Now: Keep in mind, as usual, that I interpret the distances in inches literally on the tabletop, as given in Original D&D Vol-1 and Vol-2 (Men and Monsters); and assuming the same scale as the figures used, so about 1" = 5 feet. The prescription that appeared in Vol-3, that 1" = 10 feet, I ignore. (See the sidebar on house rules for more discussion.) The figures and counters that I used are at the standard 3/4" (or 20mm) square base for men; or 1×2" (25×50mm) for horses.

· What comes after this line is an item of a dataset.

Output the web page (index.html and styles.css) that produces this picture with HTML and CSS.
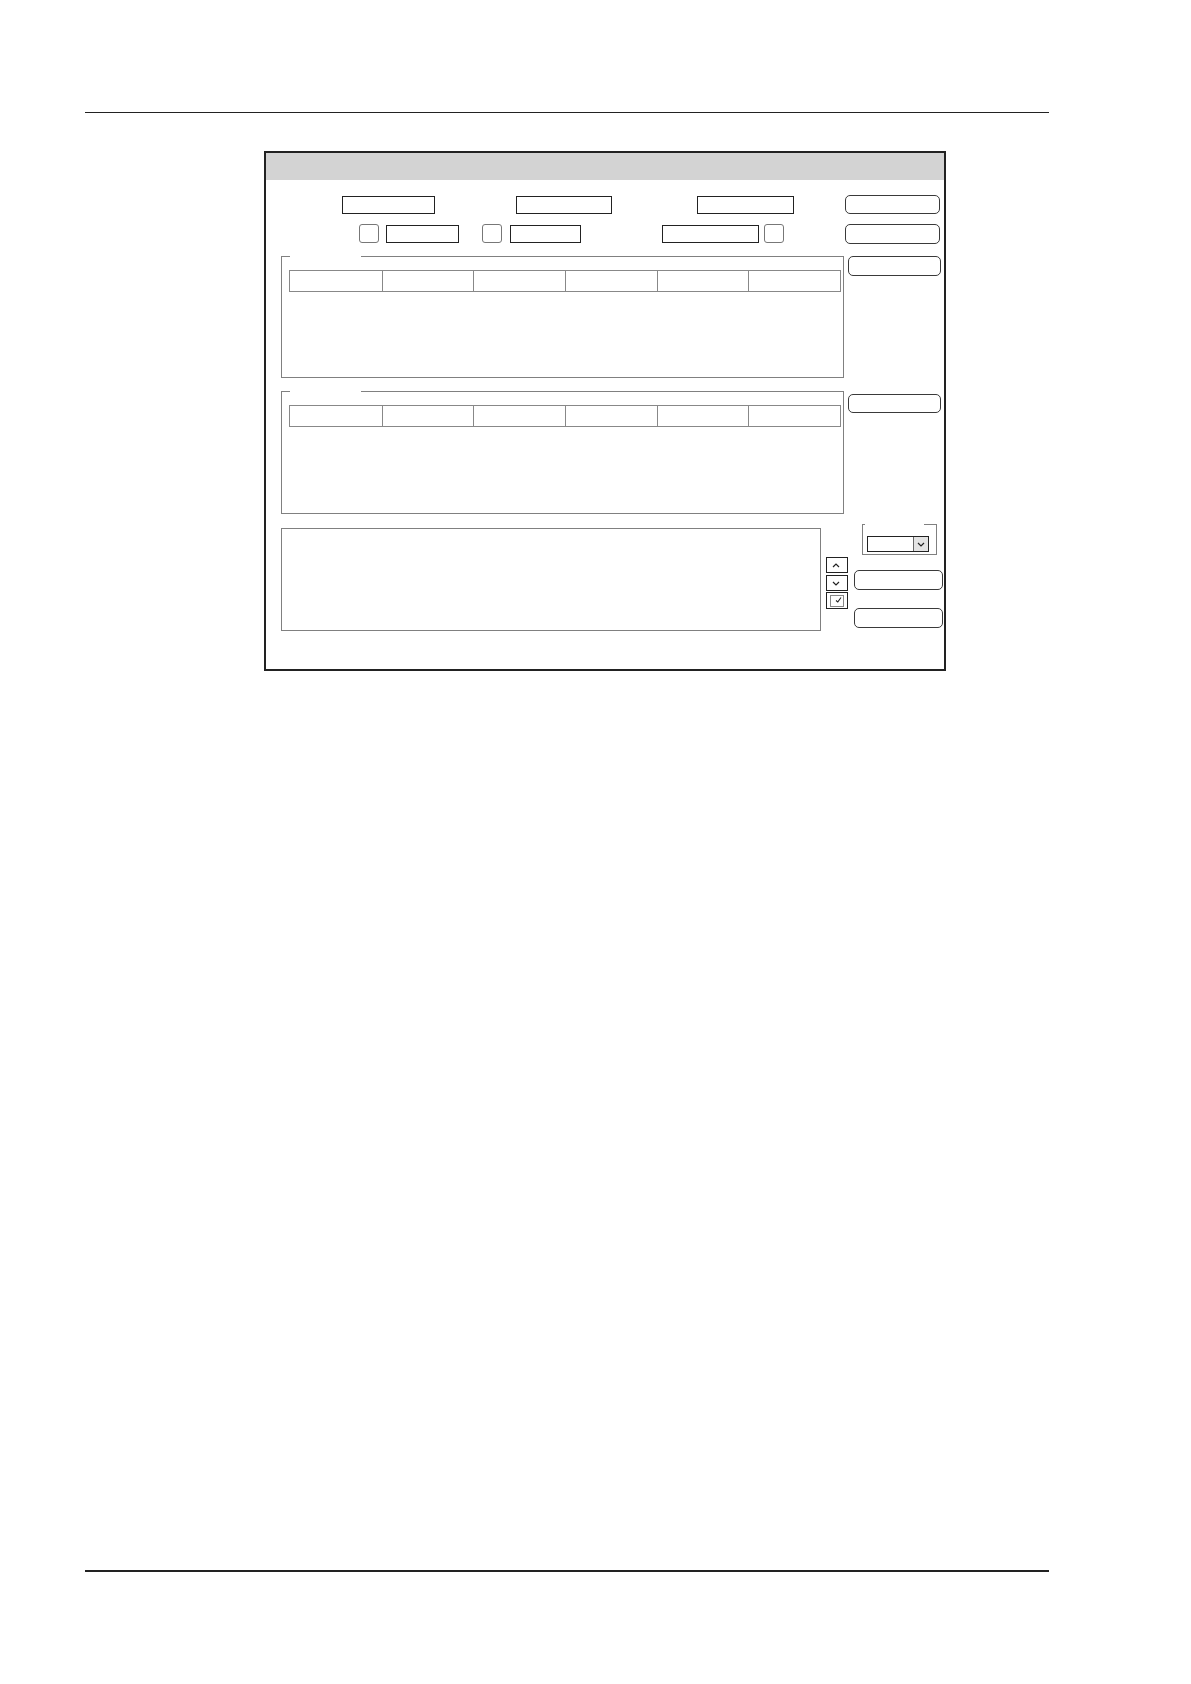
FILE: index.html
```html
<!DOCTYPE html>
<html>
<head>
<meta charset="utf-8">
<link rel="stylesheet" href="styles.css">
</head>
<body>
<div class="page">
  <div class="rule-top"></div>
  <div class="window">
    <div class="titlebar"></div>
    <div class="row row1">
      <div class="input w93"></div>
      <div class="input w96 ml81"></div>
      <div class="input w97 ml85"></div>
      <div class="btn w95 ml51"></div>
    </div>
    <div class="row row2">
      <div class="cb"></div>
      <div class="input w73 ml7"></div>
      <div class="cb ml23"></div>
      <div class="input w71 ml8"></div>
      <div class="input w97 ml81"></div>
      <div class="cb ml5"></div>
      <div class="btn w95 ml61"></div>
    </div>
    <div class="main">
      <div class="section s1">
        <div class="group g1">
          <div class="grid-head"><div></div><div></div><div></div><div></div><div></div><div></div></div>
        </div>
        <div class="btn side"></div>
      </div>
      <div class="section s2">
        <div class="group g2">
          <div class="grid-head"><div></div><div></div><div></div><div></div><div></div><div></div></div>
        </div>
        <div class="btn side side2"></div>
      </div>
      <div class="section s3">
        <div class="textbox"></div>
        <div class="arrows">
          <div class="abtn up"><svg width="8" height="5" viewBox="0 0 8 5"><path d="M1 4 L4 1 L7 4" fill="none" stroke="#222" stroke-width="1.2"/></svg></div>
          <div class="abtn down"><svg width="8" height="5" viewBox="0 0 8 5"><path d="M1 1 L4 4 L7 1" fill="none" stroke="#222" stroke-width="1.2"/></svg></div>
          <div class="abtn check"><div class="checkbox-inner"><svg width="7" height="6" viewBox="0 0 7 6"><path d="M1 3.5 L2.8 5 L6 0.5" fill="none" stroke="#222" stroke-width="1.1"/></svg></div></div>
        </div>
        <div class="rightcol">
          <div class="smallgroup">
            <div class="combo"><div class="combo-field"></div><div class="combo-drop"><svg width="8" height="5" viewBox="0 0 8 5"><path d="M1 1 L4 4 L7 1" fill="none" stroke="#222" stroke-width="1.2"/></svg></div></div>
          </div>
          <div class="btn wide b5"></div>
          <div class="btn wide b6"></div>
        </div>
      </div>
    </div>
  </div>
  <div class="rule-bottom"></div>
</div>
</body>
</html>
```

FILE: styles.css
```css
* { box-sizing: border-box; }
html, body { margin: 0; padding: 0; background: #fff; font-family: "Liberation Sans", Arial, sans-serif; }
.page { width: 1191px; height: 1684px; padding-top: 112px; overflow: hidden; }
.rule-top { margin-left: 85px; width: 964px; height: 1px; background: #222; }
.rule-bottom { margin: 899px 0 0 85px; width: 964px; height: 2px; background: #222; }

.window { margin: 38px 0 0 264px; width: 682px; height: 520px; border: 2px solid #222; }
.titlebar { height: 27px; background: #d3d3d3; }

.row { display: flex; }
.row1 { margin-top: 15px; height: 19px; padding-left: 76px; align-items: flex-end; }
.row2 { margin-top: 10px; height: 20px; padding-left: 93px; align-items: flex-start; }

.input { height: 18px; border: 1px solid #222; background: #fff; }
.row2 .input { margin-top: 1px; }
.cb { width: 20px; height: 19px; border: 1.5px solid #777; border-radius: 3px; background: #fff; }
.btn { height: 19px; border: 1.5px solid #3a3a3a; border-radius: 5px; background: #fff; }
.row2 .btn { height: 20px; }

.w93 { width: 93px; } .w96 { width: 96px; } .w97 { width: 97px; } .w95 { width: 95px; }
.w73 { width: 73px; } .w71 { width: 71px; }
.ml5 { margin-left: 5px; } .ml7 { margin-left: 7px; } .ml8 { margin-left: 8px; }
.ml23 { margin-left: 23px; } .ml51 { margin-left: 51px; } .ml61 { margin-left: 61px; }
.ml81 { margin-left: 81px; } .ml85 { margin-left: 85px; }

.main { padding-left: 15px; }
.section { display: flex; align-items: flex-start; }
.s1 { margin-top: 12px; }
.s2 { margin-top: 13px; }
.s3 { margin-top: 10px; }

.group { position: relative; width: 563px; border: 1px solid #808080; padding: 13px 2px 0 7px; }
.group::before { content: ""; position: absolute; left: 8px; top: -1px; width: 71px; height: 1px; background: #fff; }
.g1 { height: 122px; }
.g2 { height: 123px; }
.grid-head { display: grid; grid-template-columns: repeat(6, 1fr); width: 552px; height: 22px; border: 1px solid #888; }
.grid-head div + div { border-left: 1px solid #888; }

.side { width: 93px; height: 20px; margin-left: 4px; }
.side2 { height: 19px; margin-top: 3px; }

.textbox { width: 540px; height: 103px; margin-top: 4px; border: 1px solid #808080; }
.arrows { width: 22px; margin-left: 5px; margin-top: 33px; display: flex; flex-direction: column; }
.abtn { width: 22px; height: 16px; border: 1px solid #222; display: flex; align-items: center; padding-left: 5px; }
.abtn.down { margin-top: 2px; }
.abtn.check { margin-top: 1px; height: 17px; padding-left: 3px; }
.checkbox-inner { width: 14px; height: 12px; border: 1px solid #888; display: flex; justify-content: flex-end; align-items: flex-start; padding: 1px 1px 0 0; }

.rightcol { width: 89px; margin-left: 6px; display: flex; flex-direction: column; }
.smallgroup { position: relative; margin-left: 8px; width: 75px; height: 31px; border: 1px solid #808080; padding: 11px 0 0 4px; }
.smallgroup::before { content: ""; position: absolute; left: 2px; top: -1px; width: 59px; height: 1px; background: #fff; }
.combo { display: flex; width: 62px; height: 16px; border: 1px solid #222; }
.combo-field { flex: 1; }
.combo-drop { width: 15px; background: #e3e3e3; border-left: 1px solid #666; display: flex; align-items: center; justify-content: center; }
.wide { width: 89px; height: 20px; }
.b5 { margin-top: 15px; }
.b6 { margin-top: 18px; }
```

Also, my general assumption is that there is some spread between figures; that is, a few feet between ranks of soldiers, or some amount of scattering in the face of melee/ missiles/ magic fire. Here's what that "sparse" crowding looks like:

Areas of Effect: Sparse Crowding

As you can see, a fireball catches about 7 men; the red dragon breath cone catches about 14 men, the green dragon cloud a similar 15, but the blue dragon's line is smaller with only 7 men encompassed (further reduced for lesser types like black and white dragons). For cavalry, the numbers would technically be reduced (3, 5, or 8 figures hit by breath). But for simplicity in Book of War, I rounded off and said that all of these attack forms hit about 10 men, that is, 1 figure at mass scale.

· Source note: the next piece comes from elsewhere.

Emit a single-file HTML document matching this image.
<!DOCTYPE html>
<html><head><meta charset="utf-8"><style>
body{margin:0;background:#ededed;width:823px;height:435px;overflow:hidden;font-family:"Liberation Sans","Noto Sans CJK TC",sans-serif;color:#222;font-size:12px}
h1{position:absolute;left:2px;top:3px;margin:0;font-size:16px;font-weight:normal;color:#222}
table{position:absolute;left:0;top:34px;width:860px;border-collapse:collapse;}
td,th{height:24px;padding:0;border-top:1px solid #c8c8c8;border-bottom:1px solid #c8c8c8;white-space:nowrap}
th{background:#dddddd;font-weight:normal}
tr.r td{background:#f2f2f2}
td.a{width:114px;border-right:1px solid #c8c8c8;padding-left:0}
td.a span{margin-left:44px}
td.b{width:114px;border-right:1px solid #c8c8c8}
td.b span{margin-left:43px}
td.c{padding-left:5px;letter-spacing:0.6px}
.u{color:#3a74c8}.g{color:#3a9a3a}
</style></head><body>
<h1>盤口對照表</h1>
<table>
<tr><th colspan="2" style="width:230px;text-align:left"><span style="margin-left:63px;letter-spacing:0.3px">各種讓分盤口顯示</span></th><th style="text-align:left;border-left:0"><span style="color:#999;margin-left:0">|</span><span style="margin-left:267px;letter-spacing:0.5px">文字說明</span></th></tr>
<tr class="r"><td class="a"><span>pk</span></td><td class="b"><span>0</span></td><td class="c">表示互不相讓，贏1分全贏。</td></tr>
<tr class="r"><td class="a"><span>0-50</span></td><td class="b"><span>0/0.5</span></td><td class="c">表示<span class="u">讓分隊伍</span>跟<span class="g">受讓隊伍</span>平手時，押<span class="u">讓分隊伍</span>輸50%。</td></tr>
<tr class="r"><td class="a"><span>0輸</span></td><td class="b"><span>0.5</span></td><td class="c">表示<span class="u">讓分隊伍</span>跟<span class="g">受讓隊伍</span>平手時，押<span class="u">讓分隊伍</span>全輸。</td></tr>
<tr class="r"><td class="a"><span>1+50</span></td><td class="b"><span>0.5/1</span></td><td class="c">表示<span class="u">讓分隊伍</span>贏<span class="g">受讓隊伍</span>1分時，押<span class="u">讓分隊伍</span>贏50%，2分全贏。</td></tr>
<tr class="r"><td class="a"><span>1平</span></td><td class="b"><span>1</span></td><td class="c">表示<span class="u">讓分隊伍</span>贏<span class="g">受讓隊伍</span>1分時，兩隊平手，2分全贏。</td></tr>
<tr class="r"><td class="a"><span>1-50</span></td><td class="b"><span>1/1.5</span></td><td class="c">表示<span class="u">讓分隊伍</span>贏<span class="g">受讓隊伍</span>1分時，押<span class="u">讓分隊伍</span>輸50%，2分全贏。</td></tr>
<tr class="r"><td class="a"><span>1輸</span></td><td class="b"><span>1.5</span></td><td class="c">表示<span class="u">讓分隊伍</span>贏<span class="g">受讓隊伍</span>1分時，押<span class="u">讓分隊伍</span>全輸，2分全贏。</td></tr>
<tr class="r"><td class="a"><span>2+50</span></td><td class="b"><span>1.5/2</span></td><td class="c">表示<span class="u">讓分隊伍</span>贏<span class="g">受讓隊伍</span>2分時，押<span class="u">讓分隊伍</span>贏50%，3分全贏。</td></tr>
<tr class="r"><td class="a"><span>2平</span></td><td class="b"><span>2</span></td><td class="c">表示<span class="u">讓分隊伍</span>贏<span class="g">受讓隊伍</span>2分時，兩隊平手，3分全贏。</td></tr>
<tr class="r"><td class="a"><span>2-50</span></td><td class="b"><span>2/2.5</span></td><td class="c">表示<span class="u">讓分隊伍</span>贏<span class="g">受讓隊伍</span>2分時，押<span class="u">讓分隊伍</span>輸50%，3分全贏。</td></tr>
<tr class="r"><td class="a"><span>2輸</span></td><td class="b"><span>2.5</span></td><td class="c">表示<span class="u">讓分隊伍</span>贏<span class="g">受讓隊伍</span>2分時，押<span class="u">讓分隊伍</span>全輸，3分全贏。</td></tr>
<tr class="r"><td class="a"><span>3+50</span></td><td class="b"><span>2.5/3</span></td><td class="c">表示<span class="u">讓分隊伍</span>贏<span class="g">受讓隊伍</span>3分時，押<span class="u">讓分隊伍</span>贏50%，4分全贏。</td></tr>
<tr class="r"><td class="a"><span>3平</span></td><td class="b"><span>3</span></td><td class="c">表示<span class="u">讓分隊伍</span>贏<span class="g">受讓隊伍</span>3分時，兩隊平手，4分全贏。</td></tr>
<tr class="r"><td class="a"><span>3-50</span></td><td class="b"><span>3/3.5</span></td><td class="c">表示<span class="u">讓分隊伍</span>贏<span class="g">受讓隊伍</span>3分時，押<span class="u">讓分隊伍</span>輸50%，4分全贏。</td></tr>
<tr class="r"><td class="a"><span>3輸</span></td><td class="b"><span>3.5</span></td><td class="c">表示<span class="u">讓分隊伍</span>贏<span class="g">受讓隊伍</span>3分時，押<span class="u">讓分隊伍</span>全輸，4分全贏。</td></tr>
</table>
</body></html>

However, perhaps you don't share my assumption about men being spread out a bit in most cases. If the figures are packed maximally "dense", then here's what you get instead:

Areas of Effect: Dense Crowding

In this case, a fireball hits about 13 men; and the breath from red dragon hits 26, green dragon 30, blue dragon 13. Here we find 5, 8, or 12 cavalry figures in a dragon's breath area. In principle, this might argue for the red and green dragon breath types to hit up to 3 figures of men at mass scale; but all of the others (like fireball) still round off to 10 men, so I think that gives extra evidence for the simplicity of the Book of War rule that only 1 mass figure can be affected.

More generally, I find that keeping this in mind helps to adjudicate at any time we're abstracting the action away from actual figures on a tabletop (for example, when using random/abstract opponent selection as in the AD&D DMG).